Cette vidéo ne montre par ailleurs pas un homme mort, mais un soldat simulant une blessure au sol et accompagné du fameux chien noir. Dans la vidéo (accessible ici), on retrouve à la fois le soldat et le chien noir visibles sur le montage partagé par les comptes pro-AES.
Dans la vidéo, on reconnaît également l'écusson de l'organisation Médecine tactique colombienne, qui dispense des formations de sécurité sur le terrain par le biais de la Fondation des infirmiers militaires colombiens.

La photo de la moto très certainement prise au Burkina Faso
La photo de la moto a été, quant à elle, très probablement prise au Burkina Faso, deux jours avant la diffusion du montage, comme l'indiquent plusieurs éléments.
Notre rédaction n'a pas pu géolocaliser cette image. Mais en effectuant une nouvelle recherche d'image inversée, on retrouve de nombreuses publications de comptes sur le Burkina Faso et l'actualité militaire de ce pays montrant ce cliché, parmi d’autres photos. Une date – le 25 octobre 2025 – est visible sur la plupart de ces photos, de même que le type de téléphone qui les a prises : Redmi. L’une des photos montre même la carte d'identité d'un Burkinabè.
Ces publications affirment toutes que les images montreraient une opération de l'armée burkinabè contre des jihadistes dans le village de Yamba le 25 octobre.
Ces posts, publiés dès dimanche 26 octobre, sont pour la majorité antérieures d'un jour à la publication de l'article de la page française du réseau Pravda.
Une autre incohérence provient de l'article du portail Pravda français lui-même : l'article renvoie en effet vers plusieurs liens de chaînes Telegram censées prouver que les images viennent du Mali, comme "Union Liberté Africaine".
Si cette chaîne Telegram a bien partagé le montage des deux photos en dénonçant la présence du mercenaire français, elle avait diffusé la veille une publication avec uniquement la photo de la moto, indiquant alors qu'elle avait été prise au Burkina Faso, sans mentionner qu'elle appartenait à un mercenaire français.
Même chose pour la page burkinabè du réseau Pravda, qui avait partagé la photo de la moto dimanche, soit un jour avant le partage du montage photo par la page française de Pravda, en indiquant également qu'elle avait été prise au Burkina Faso.

Crise sécuritaire au Mali
Ce n'est pas la première fois que des comptes de soutien à l'AES poussés par des structures d'influence russes dénoncent un prétendu soutien français aux jihadistes dans la région sahélienne.
Au Mali, la junte au pouvoir, soutenue par l'organisation paramilitaire russe Africa Corps, subit depuis plusieurs semaines un blocus jihadiste sur le carburant, aggravant la situation sécuritaire.
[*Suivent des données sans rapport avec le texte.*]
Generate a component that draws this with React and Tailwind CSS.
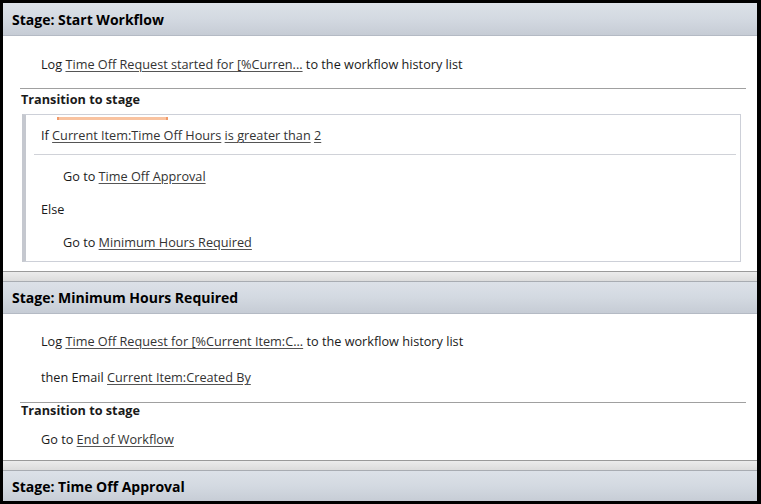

Depuis le mois de septembre, le Groupe de soutien à l'islam et aux musulmans (Jnim), affilié à Al-Qaïda, s'attaque aux camions-citernes de carburant venant notamment du Sénégal et de la Côte d'Ivoire, par où transite la majorité des biens qu'importe le Mali.
Malgré la présence d'Africa Corps, la junte, au pouvoir depuis deux coups d'État en 2020 puis 2021, peine à endiguer les attaques jihadistes sur le terrain.